Lastly, some warranties prohibit the removal of the law tag. The law tag is a large label that warns, “Do not remove this tag under penalty of law.” While you won’t get arrested or fined for removing this tag, it acts as a proof of purchase and removal can void your warranty.
Filing a Warranty Claim on Your Mattress
Now that you have a better understanding of your mattress warranty, we’ll help guide you through the claim process.
Read Your Warranty
The first step is to carefully review the terms of your mattress warranty. If you didn’t save a copy of your warranty, manufacturers usually post the full terms online.

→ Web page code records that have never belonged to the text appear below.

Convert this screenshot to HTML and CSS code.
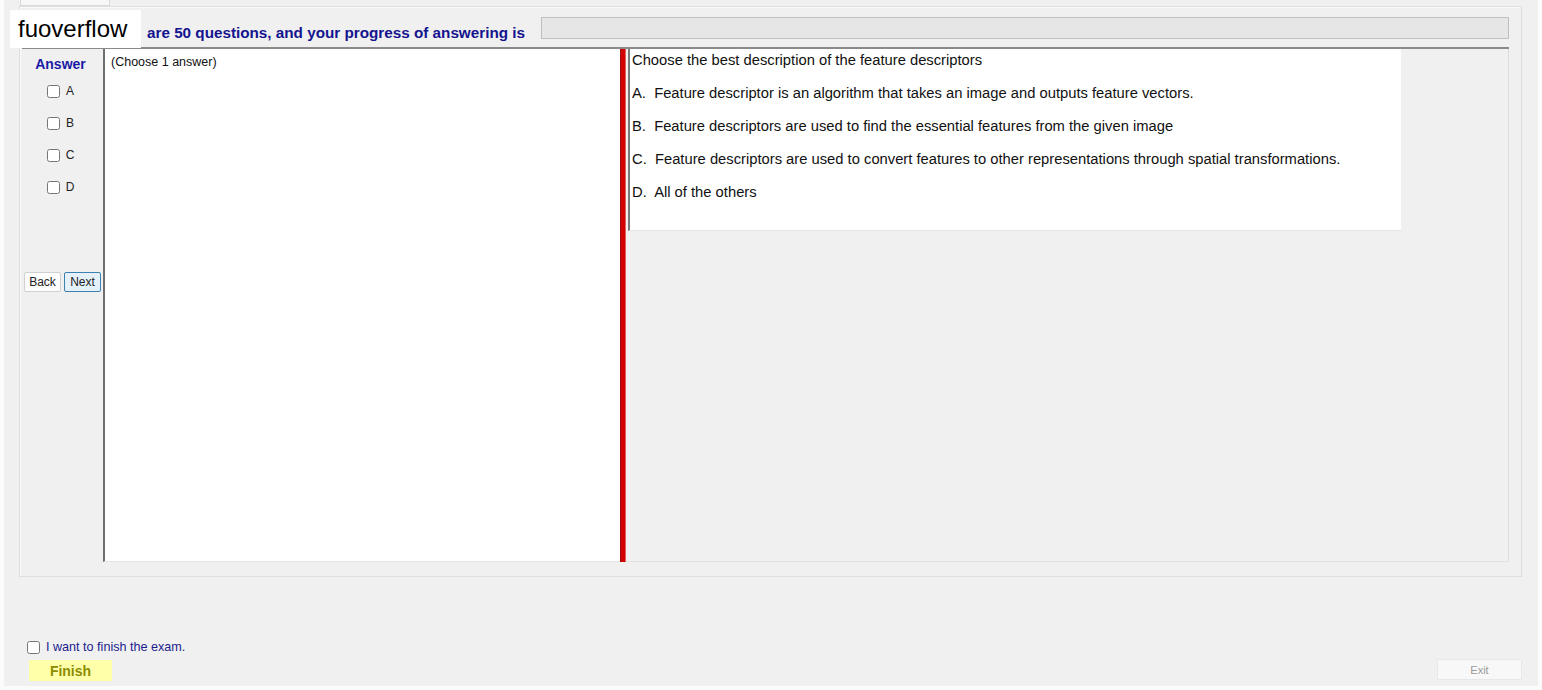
FILE: index.html
```html
<!DOCTYPE html>
<html lang="en">
<head>
    <meta charset="UTF-8">
    <title>Exam</title>
    <link rel="stylesheet" href="styles.css">
</head>
<body>
    <div class="window">
        <div class="tab-row"><span class="tab"></span></div>
        <div class="group">
            <div class="head">
                <span class="mark">fuoverflow</span>
                <span class="head-text">are 50 questions, and your progress of answering is</span>
                <div class="progress"></div>
            </div>
            <div class="panel">
                <div class="answers">
                    <div class="answer-title">Answer</div>
                    <label class="opt"><input type="checkbox"> A</label>
                    <label class="opt"><input type="checkbox"> B</label>
                    <label class="opt"><input type="checkbox"> C</label>
                    <label class="opt"><input type="checkbox"> D</label>
                    <div class="nav">
                        <button class="btn">Back</button>
                        <button class="btn next">Next</button>
                    </div>
                </div>
                <div class="notes">(Choose 1 answer)</div>
                <div class="splitter"></div>
                <div class="question-area">
                    <div class="question">
                        <p>Choose the best description of the feature descriptors</p>
                        <p>A.&nbsp; Feature descriptor is an algorithm that takes an image and outputs feature vectors.</p>
                        <p>B.&nbsp; Feature descriptors are used to find the essential features from the given image</p>
                        <p>C.&nbsp; Feature descriptors are used to convert features to other representations through spatial transformations.</p>
                        <p>D.&nbsp; All of the others</p>
                    </div>
                </div>
            </div>
        </div>
        <div class="bottom">
            <div class="finish-side">
                <label class="confirm"><input type="checkbox"> I want to finish the exam.</label>
                <button class="finish">Finish</button>
            </div>
            <button class="exit">Exit</button>
        </div>
    </div>
</body>
</html>
```

FILE: styles.css
```css
body {
    margin: 0;
    background: #fbfbfb;
    font-family: "Liberation Sans", Arial, sans-serif;
}
.window {
    width: 1534px;
    height: 686px;
    margin-left: 4px;
    background: #f0f0f0;
    display: flex;
    flex-direction: column;
}
.tab-row {
    height: 6px;
    padding-left: 16px;
}
.tab {
    display: block;
    width: 90px;
    height: 6px;
    box-sizing: border-box;
    background: #f7f7f7;
    border: 1px solid #dadada;
    border-top: none;
}
.group {
    margin-left: 15px;
    width: 1503px;
    height: 571px;
    box-sizing: border-box;
    border: 1px solid #dedede;
    box-shadow: inset 1px 1px #fafafa;
    padding: 0 12px 14px 2px;
    display: flex;
    flex-direction: column;
}
.head {
    height: 40px;
    display: flex;
    align-items: center;
    position: relative;
}
/* site watermark pasted over the start of the heading */
.mark {
    position: absolute;
    left: -12px;
    top: 3px;
    background: #fff;
    padding: 7px 14px 7px 8px;
    font-size: 24px;
    line-height: 24px;
    color: #000;
}
.head-text {
    margin-left: 125px;
    margin-top: 11px;
    font-size: 15.25px;
    font-weight: bold;
    color: #14148f;
}
.progress {
    margin-left: 16px;
    flex: 1;
    height: 22px;
    margin-top: 1px;
    box-sizing: border-box;
    background: #e6e6e6;
    border: 1px solid #bfbfbf;
}
.panel {
    flex: 1;
    display: flex;
    border-top: 2px solid #8a8a8a;
}
.answers {
    width: 81px;
    box-sizing: border-box;
    padding-right: 4px;
    display: flex;
    flex-direction: column;
    align-items: center;
    font-size: 12px;
}
.answer-title {
    margin-top: 7px;
    margin-bottom: 3px;
    font-size: 14px;
    font-weight: bold;
    color: #1a1aa6;
}
.opt {
    display: flex;
    align-items: center;
    height: 32px;
    color: #222;
    gap: 6px;
}
.opt input {
    width: 13px;
    height: 13px;
    margin: 0;
}
.nav {
    margin-top: 69px;
    margin-left: 4px;
    display: flex;
    gap: 3px;
}
.btn {
    font-family: inherit;
    font-size: 12px;
    padding: 0;
    width: 37px;
    height: 20px;
    background: #fdfdfd;
    border: 1px solid #d0d0d0;
    border-radius: 2px;
    color: #222;
}
.btn.next {
    background: #e4f1fb;
    border-color: #3c7fb1;
}
.notes {
    width: 517px;
    box-sizing: border-box;
    background: #fff;
    border-left: 2px solid #6f6f6f;
    border-bottom: 1px solid #e4e4e4;
    padding: 6px 6px;
    font-size: 12.5px;
    color: #111;
}
.splitter {
    width: 4px;
    background: #d20000;
    border-left: 1px solid #9a1010;
    border-right: 1px solid #e36060;
}
.question-area {
    flex: 1;
    padding: 0 107px 0 2px;
    border-right: 1px solid #dcdcdc;
    border-bottom: 1px solid #e2e2e2;
}
.question {
    height: 182px;
    box-sizing: border-box;
    background: #fff;
    border-left: 2px solid #7a7a7a;
    border-bottom: 1px solid #e4e4e4;
    padding: 2px 2px;
}
.question p {
    margin: 0 0 14px;
    font-size: 14.75px;
    line-height: 19px;
    color: #111;
}
.bottom {
    flex: 1;
    display: flex;
    justify-content: space-between;
    align-items: flex-end;
    padding: 0 16px 5px 23px;
}
.finish-side {
    display: flex;
    flex-direction: column;
    align-items: flex-start;
}
.confirm {
    display: flex;
    align-items: center;
    gap: 6px;
    font-size: 12.6px;
    color: #1c1c8e;
}
.confirm input {
    width: 13px;
    height: 13px;
    margin: 0;
}
.finish {
    margin: 6px 0 0 2px;
    width: 83px;
    height: 21px;
    border: none;
    background: #ffffaa;
    color: #8c8c00;
    font-family: inherit;
    font-weight: bold;
    font-size: 14px;
    padding: 0;
}
.exit {
    width: 85px;
    height: 21px;
    margin-bottom: 1px;
    border: 1px solid #e8e8e8;
    background: #f8f8f8;
    color: #9a9a9a;
    font-family: inherit;
    font-size: 11px;
    padding: 0;
}
```
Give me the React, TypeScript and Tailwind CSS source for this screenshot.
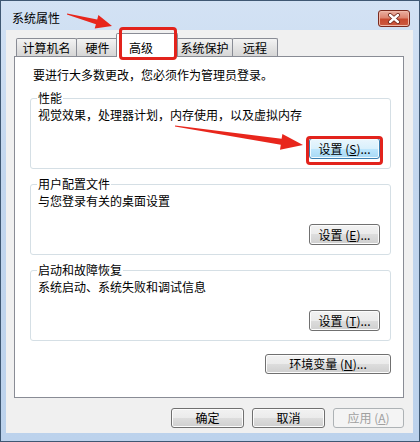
import type { ReactNode } from "react";

const FONT = "font-['Noto_Sans_CJK_SC','Noto_Sans',sans-serif]";

interface ButtonProps {
  children: ReactNode;
  className?: string;
  focused?: boolean;
  disabled?: boolean;
}

const Button = ({ children, className = "", focused, disabled }: ButtonProps) => {
  const look = disabled
    ? "border-[#adb2b5] bg-[#f4f4f4] text-[#a0a0a0]"
    : focused
      ? "border-[#3c7fb1] bg-[linear-gradient(#eaf6fd_0%,#d9f0fc_50%,#bee6fd_50%,#a7d9f5_100%)] shadow-[inset_0_0_0_1px_#f4fbfe]"
      : "border-[#707070] bg-[linear-gradient(#f2f2f2_0%,#ebebeb_50%,#dddddd_50%,#cfcfcf_100%)] shadow-[inset_0_0_0_1px_#fcfcfc]";
  return (
    <button
      type="button"
      className={`flex items-center justify-center rounded-[3px] border text-[12px] leading-[16px] ${look} ${className}`}
    >
      {children}
    </button>
  );
};

interface TabProps {
  label: string;
  className: string;
  active?: boolean;
}

const Tab = ({ label, className, active }: TabProps) =>
  active ? (
    <div
      className={`relative z-10 -mb-[1px] flex h-[24px] items-start rounded-t-[2px] border border-b-0 border-[#898c95] bg-white pt-[6px] pl-[12px] ${className}`}
    >
      {label}
    </div>
  ) : (
    <div
      className={`flex h-[18px] items-start justify-center rounded-t-[2px] border border-b-0 border-[#898c95] bg-[linear-gradient(#f3f3f3,#e4e4e4_50%,#d6d6d6)] pt-[1px] ${className}`}
    >
      {label}
    </div>
  );

interface GroupProps {
  title: string;
  desc: string;
  action: ReactNode;
}

const Group = ({ title, desc, action }: GroupProps) => (
  <fieldset className="flex flex-col rounded-[3px] border border-[#d5dfe5] pr-[10px] pb-[9px] pl-[7px]">
    <legend className="-ml-[1px] px-[1px] leading-[14px]">{title}</legend>
    <p className="mt-[2px]">{desc}</p>
    <div className="mt-[15px] flex justify-end">{action}</div>
  </fieldset>
);

const Key = ({ k }: { k: string }) => <span className="underline">{k}</span>;

const CloseIcon = () => (
  <svg width="14" height="11" viewBox="0 0 14 11">
    <path d="M3 2 L11 9 M11 2 L3 9" stroke="#6b2418" strokeWidth="4" strokeLinecap="round" />
    <path d="M3 2 L11 9 M11 2 L3 9" stroke="#ffffff" strokeWidth="2.4" strokeLinecap="round" />
  </svg>
);

export default function App() {
  return (
    <div className={`relative h-[442px] w-[420px] overflow-hidden text-[12px] leading-[16px] text-black ${FONT}`}>
      <div className="flex h-full w-full flex-col border border-[#3f5873] bg-[linear-gradient(#d3e2f4,#c2d6ee_40%,#bcd2ec)]">
        {/* title bar */}
        <div className="flex h-[29px] items-start justify-between pr-[9px] pl-[11px]">
          <span className="mt-[9px]">系统属性</span>
          <div className="mt-[9px] flex h-[17px] w-[32px] items-center justify-center rounded-[3px] border border-[#7a2a1e] bg-[linear-gradient(#eab0a2_0%,#dd8570_45%,#c84a30_55%,#cc5a40_100%)] shadow-[inset_0_0_0_1px_#f0b8a8]">
            <CloseIcon />
          </div>
        </div>

        {/* client */}
        <div className="mr-[6px] mb-[8px] ml-[5px] flex flex-1 flex-col bg-[#f0f0f0]">
          <div className="flex h-[26px] items-end pl-[10px]">
            <Tab label="计算机名" className="w-[61px]" />
            <Tab label="硬件" className="-ml-[1px] w-[43px]" />
            <Tab label="高级" active className="-mr-[2px] -ml-[3px] w-[62px]" />
            <Tab label="系统保护" className="w-[57px]" />
            <Tab label="远程" className="-ml-[1px] w-[46px]" />
          </div>

          <div className="ml-[8px] flex h-[342px] w-[390px] flex-col border border-[#898c95] bg-white pt-[10px] pr-[12px] pl-[15px]">
            <p className="ml-[3px]">要进行大多数更改，您必须作为管理员登录。</p>
            <div className="mt-[8px] flex flex-col gap-[8px]">
              <Group
                title="性能"
                desc="视觉效果，处理器计划，内存使用，以及虚拟内存"
                action={
                  <Button focused className="h-[21px] w-[71px]">
                    设置 (<Key k="S" />)...
                  </Button>
                }
              />
              <Group
                title="用户配置文件"
                desc="与您登录有关的桌面设置"
                action={
                  <Button className="h-[21px] w-[71px]">
                    设置 (<Key k="E" />)...
                  </Button>
                }
              />
              <Group
                title="启动和故障恢复"
                desc="系统启动、系统失败和调试信息"
                action={
                  <Button className="h-[21px] w-[71px]">
                    设置 (<Key k="T" />)...
                  </Button>
                }
              />
            </div>
            <div className="mt-[13px] flex justify-end">
              <Button className="h-[20px] w-[126px]">
                环境变量 (<Key k="N" />)...
              </Button>
            </div>
          </div>

          <div className="mt-[10px] flex justify-end gap-[8px] pr-[9px]">
            <Button className="h-[20px] w-[73px]">确定</Button>
            <Button className="h-[20px] w-[73px]">取消</Button>
            <Button disabled className="h-[20px] w-[71px]">
              应用 (<Key k="A" />)
            </Button>
          </div>
        </div>
      </div>

      {/* annotations */}
      <div className="pointer-events-none absolute top-[27px] left-[119px] z-20 h-[33px] w-[58px] rounded-[4px] border-[3px] border-[#e2231c]" />
      <div className="pointer-events-none absolute top-[136px] left-[306px] z-20 h-[29px] w-[77px] rounded-[4px] border-[3px] border-[#e2231c]" />
      <svg className="pointer-events-none absolute top-0 left-0 z-20" width="420" height="442">
        <polygon
          points="66.9,14.5 95.9,24.3 94.7,28.6 112,26 98.4,15.1 97.2,19.5 67.1,13.5"
          fill="#e8261c"
        />
        <polygon
          points="174.9,126.5 280.8,144.8 280,149.7 303,145 282.4,133.9 281.6,138.8 175.1,125.5"
          fill="#e8261c"
        />
      </svg>
    </div>
  );
}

Check to see if the warranty covers your issue. You can also see what costs you might be responsible for during the claims process, such as shipping or prorated expenses.
Document the Issue
After checking the terms, the next step is to document your issue. Take detailed photos of the affected area. Measurements can also be useful to show the extent of defects such as stitching issues or indentations. The mattress manufacturer may not require pictures, but they can be very helpful for making your case.
Contact the Manufacturer
To file a claim, contact the mattress manufacturer. Most companies have a customer service department that you can reach via email, phone, or mail.
Every company is a bit different and a customer service representative can walk you through their specific process for handling warranty claims. If you’re mailing any warranty forms or other documentation, consider using certified mail with a return receipt.
Check in and Follow Up
After submitting your warranty claim with the manufacturer, it’s best to check in frequently. Checking in helps you stay updated and ensures your claim doesn’t fall through the cracks.
Most manufacturers complete their review process in a timely manner. If they don’t, you can contact the Federal Trade Commission for assistance.
In certain cases, the manufacturer may want to have an inspector check the mattress or send out a specialist to perform a repair. You may also be responsible for additional charges or shipping costs before the manufacturer can move forward. Make sure to follow up and complete any final steps to finish the claims process.